"Mat" wrote in message.............
> And as for international profile, well...
> all renounced their citizenship of NZ.
Phar Lap - bred in Timaru, New Zealand
The Finn brothers - born and bred in Te Awamutu - and still here
Russell Crowe - Australian (no dispute) couldn't fight his way out of a
paper bag.
Pavlova - sorry Mat, now undisputedly accepted as NZ in origin (read below -
source - Australia)
WHERE DID PAVLOVAS COME FROM?
This, I believe, should be the final word on the origins of the pav and
comes from the following highly authoritative AUSTRALIAN reference:
M.Symons, "One continuous picnic: a history of eating in Australia", Duck
Press, Adelaide, 1982. There's a long section on the Pav, its recipe and its
origins but I'll excerpt the most important bits:
"A symphony of silence! So Pavlova has been described," began the report in
the West Australian on Tuesday, July 9, 1929. "But who, seeing the famous
ballerina for the first time as she stood on the deck... at Fremantle
yesterday, could apply the description? It was Babel itself!" The reporter
managed to share her cab into Perth... "They are funny, these Australians,"

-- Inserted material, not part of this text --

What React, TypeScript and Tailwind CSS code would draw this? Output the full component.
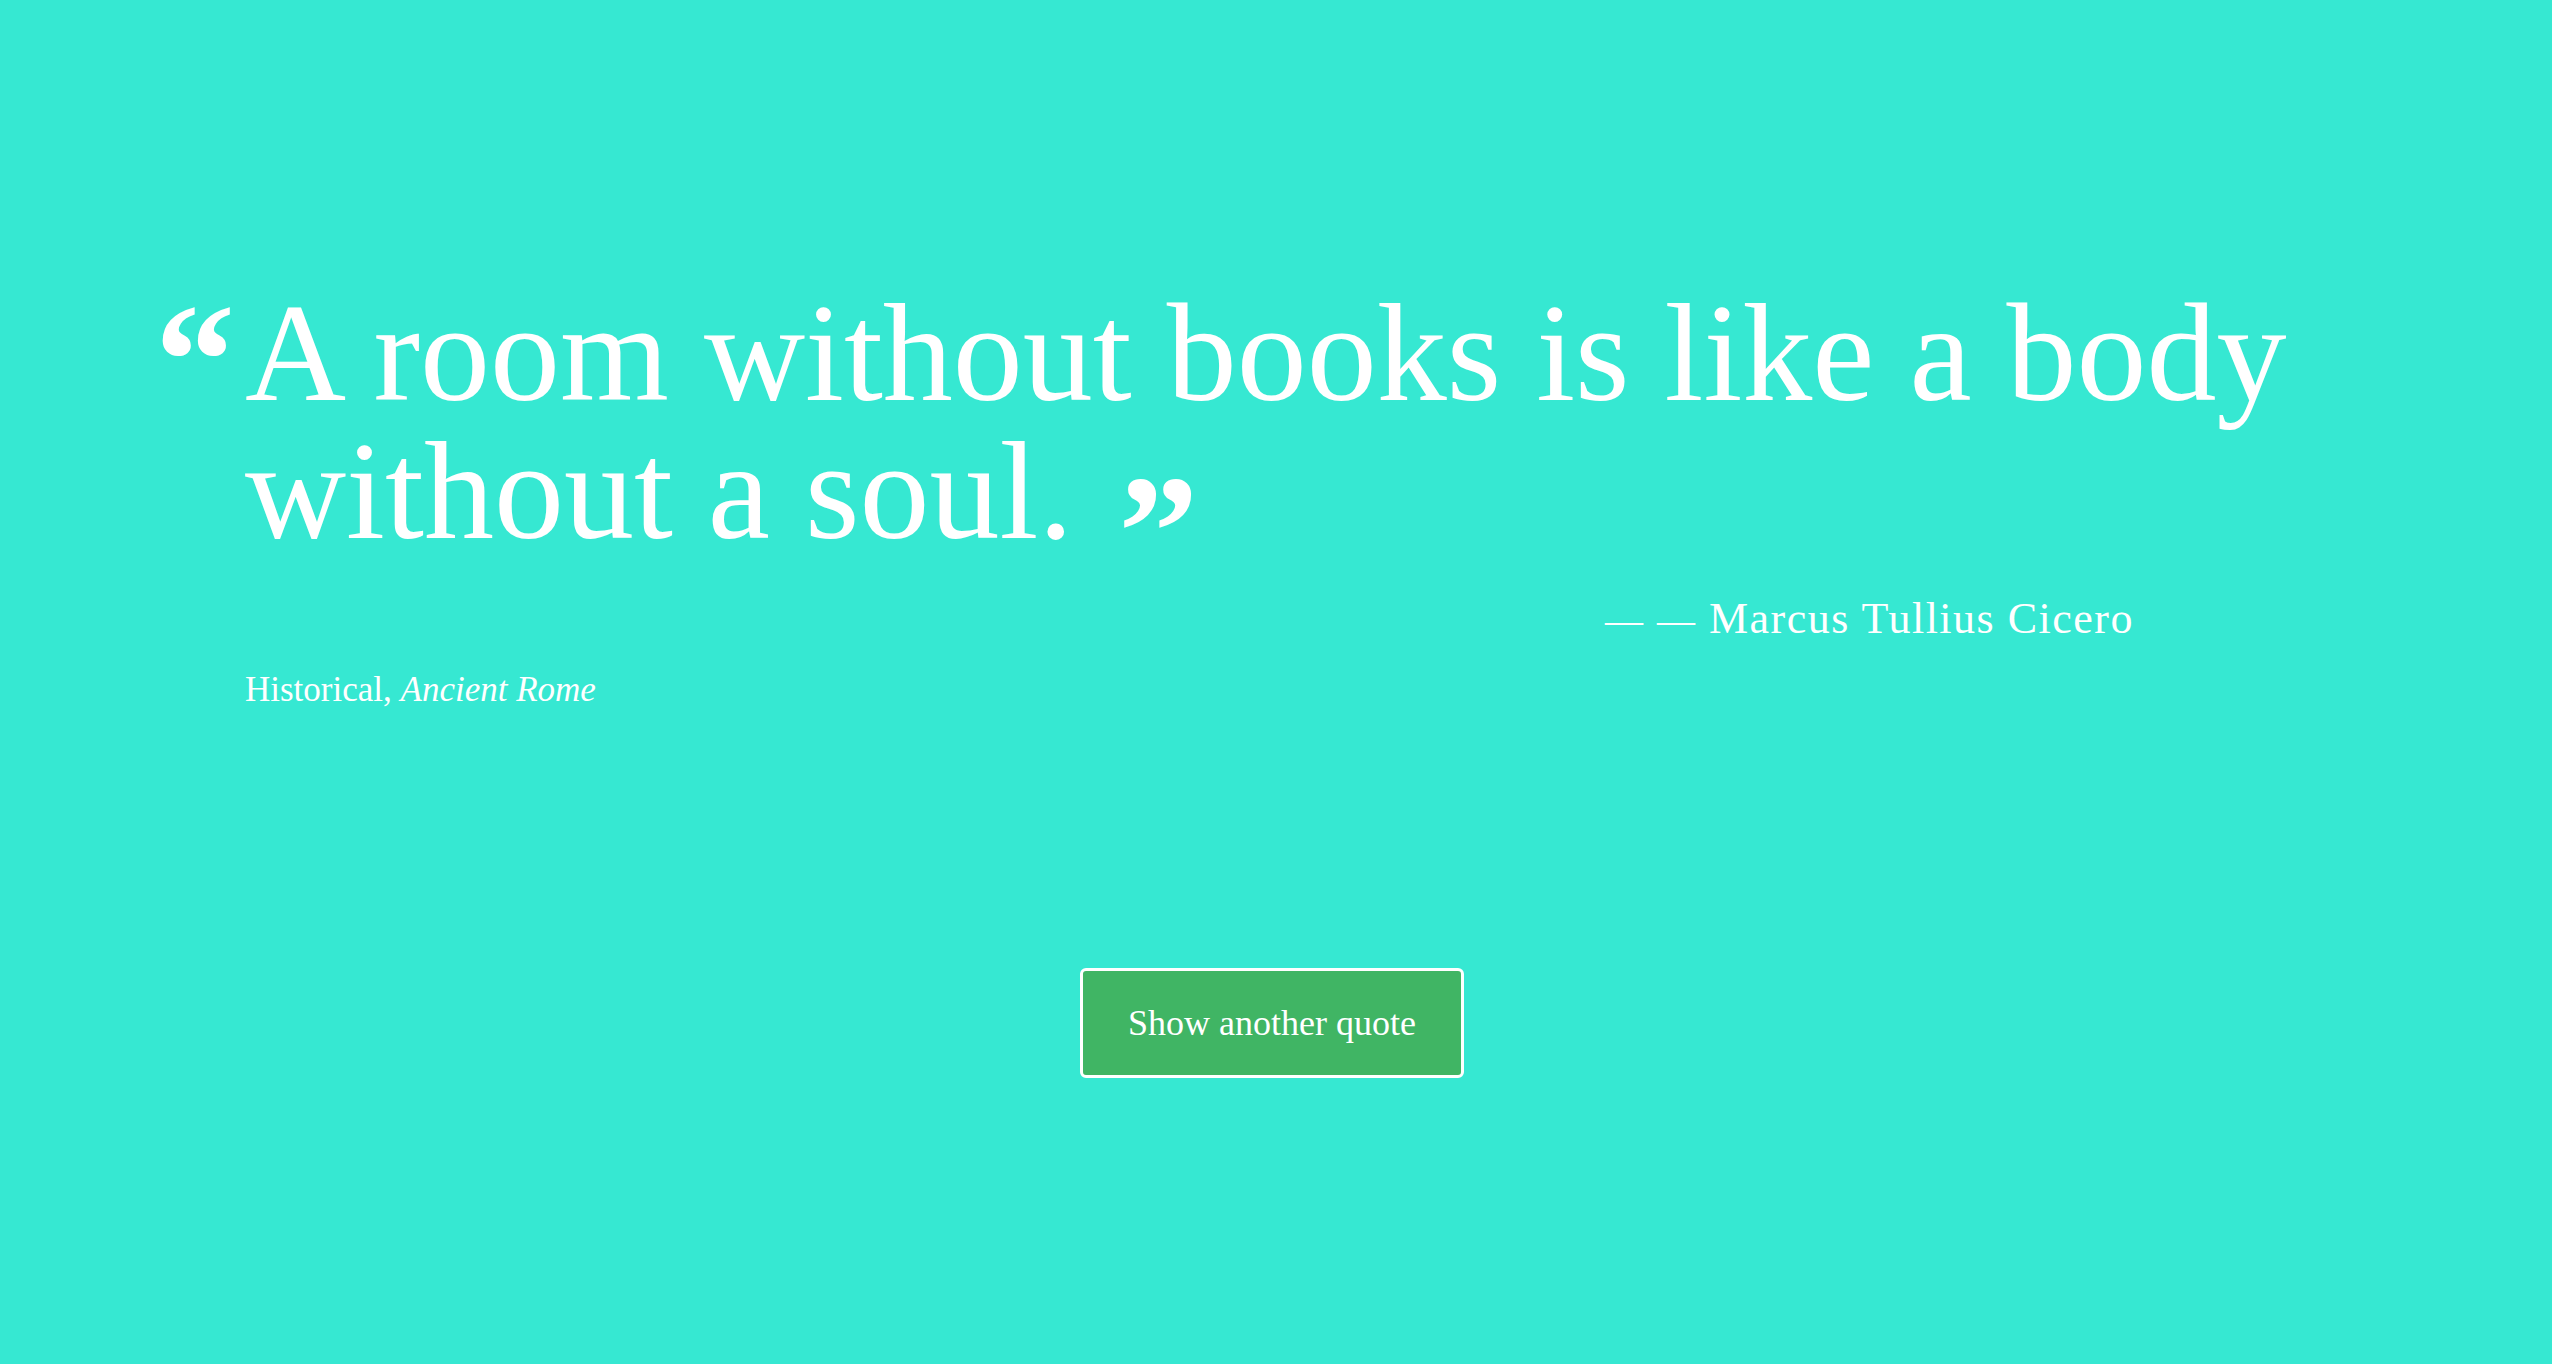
import React from 'react';

const quote = {
  text: 'A room without books is like a body without a soul.',
  author: 'Marcus Tullius Cicero',
  category: 'Historical',
  era: 'Ancient Rome',
};

export default function App() {
  return (
    <div className="min-h-screen bg-[#36e8d2] text-white font-['Liberation_Serif','Times_New_Roman',serif] flex flex-col">
      <blockquote className="flex items-baseline gap-[15px] pl-[155px] pr-[160px] pt-[266px]">
        {/* opening mark */}
        <span className="text-[160px] leading-none font-bold w-[75px] translate-y-[15px]">&ldquo;</span>

        <div className="flex-1">
          <p className="text-[140px] leading-[138px]">
            {quote.text}{' '}
            <span className="ml-[10px] text-[160px] leading-[0] font-bold align-[-48px]">&rdquo;</span>
          </p>

          <div className="mt-[33px] pr-[258px] text-right text-[44px] leading-[52px] tracking-[1.5px]">
            <span className="text-[38px]">—</span> <span className="text-[38px]">—</span> {quote.author}
          </div>

          <div className="mt-[23px] text-[35px] leading-[42px]">
            {quote.category}, <em>{quote.era}</em>
          </div>
        </div>
      </blockquote>

      <button className="self-center mt-[257px] mr-[8px] w-[384px] h-[110px] flex items-center justify-center bg-[#40b564] border-[3px] border-white rounded-[6px] text-[36px]">
        Show another quote
      </button>
    </div>
  );
}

she pronounced in the cab... The next night she gave the first of 11
evening... performances... "Exquisite Pavlova!..." began the West
Australian. It was her only Perth season, on her second Australian tour. She
died two years later. Yet her memory survived at her hotel, the Esplanade,
because there six years later the chef whipped up the meringue and cream
cake which perpetuates her name....
"In 1934, Mrs. Elizabeth Paxton succeeded her husband as licensee of the
Esplanade and under her invigorated guidance the afternoon teas became very
desirable occasions.... One day she called in her manager... and they
approached their chef [Bert Sachse] to devise something special... Bert
Sachse experimented for a month.... According to Paxton family tradition,
the pavlova was named at a meeting at which Sachse presented the now
familiar cake. The family say that either the licensee...or the
manager...(as Sachse also said) remarked, "It is as light as Pavlova".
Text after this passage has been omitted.